The Public Body’s Burden When Denying a Request as an Unduly Burdensome Repeated Request

Administrator Contracts
Case: Public Access Opinion 18-007
Date: Tuesday, June 26, 2018

The Illinois Department of Corrections (IDOC) violated FOIA by improperly denying a FOIA request as an unduly burdensome repeated request. On November 7, 2017, a ProPublica Illinois Reporter (Reporter) submitted a FOIA request to IDOC seeking various records concerning the Illinois Impact Incarceration Program. On November 27, 2017, IDOC: 1) provided the Reporter with copies of some responsive records; 2) denied other responsive records pursuant to Section 8.5(a) of FOIA (which states a public body is not required to copy a record published on its website but it must notify the requestor that the record is available online and direct the requestor to the website); and 3) stated it did not “maintain or possess additional records responsive to” the Reporter’s request.
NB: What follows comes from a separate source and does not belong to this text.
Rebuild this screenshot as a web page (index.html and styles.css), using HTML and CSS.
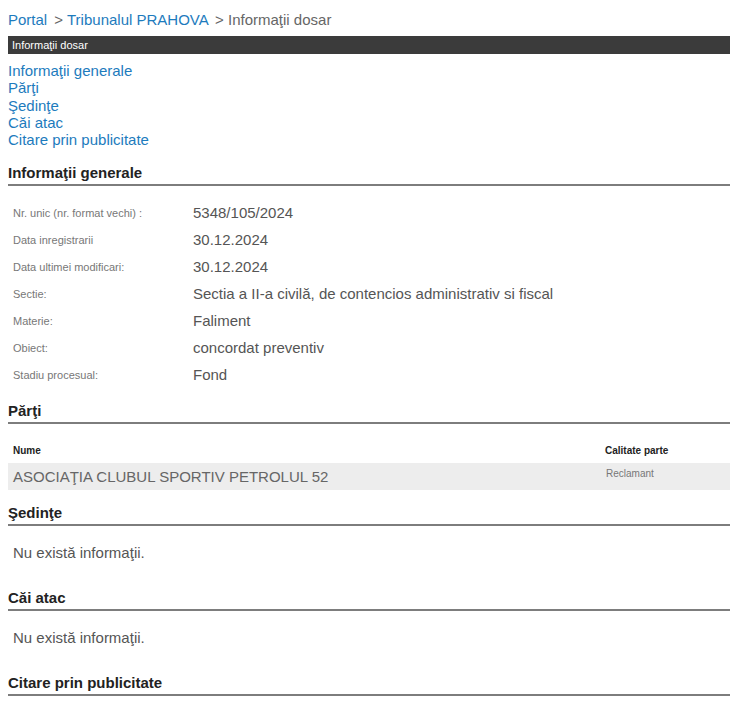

The Reporter disputed IDOC’s assertion that it did not “maintain or possess” certain responsive records, and she submitted a Request for Review to the PAC on February 2, 2018. The PAC did not review the matter because the Reporter’s Request for Review was more than 60 days after IDOC’s alleged denial, but it suggested the Reporter file a new FOIA request with IDOC.

On March 6, 2018 the Reporter did just that, and on March 12, 2018 IDOC denied the Reporter’s request pursuant to Section 3(g) of FOIA, which permits a public body to deny a request as unduly burdensome if it is a repeat request from the same requestor for the same records that are unchanged or identical to records that were “previously provided or properly denied.” On March 15, 2018, the Reporter submitted a Request for Review to the PAC, disputing IDOC’s assertion that her request was an unduly burdensome repeated request and alleging that IDOC’s response was incomplete because it did not include certain responsive records. The PAC asked IDOC to explain how it searched for responsive records and to specifically address the allegedly missing records. In response, IDOC did not answer the PAC’s questions but instead argued that the basis for its original denials of the Reporter’s first FOIA request were irrelevant and that the only question should be whether the Reporter had previously requested the same records. The PAC did not buy IDOC’s argument, stating that “a public body may only deny a FOIA request as an unduly burdensome repeated request only if it has previously provided the requestor with all of the nonexempt responsive records or properly denied the same FOIA request by the same requester in accordance with FOIA,” so it is necessary to look back to the original request and response to determine whether the public body met that burden.

The PAC found that IDOC failed to demonstrate that it properly denied the Reporter’s March 6, 2018 FOIA request as an unduly burdensome repeated request. The PAC ordered IDOC to thoroughly search for the allegedly missing records and provide any newly-located records to the FOIA Requestor, subject only to any permissible redactions under Section 7.

This opinion is binding only to the parties involved and may be appealed pursuant to State law.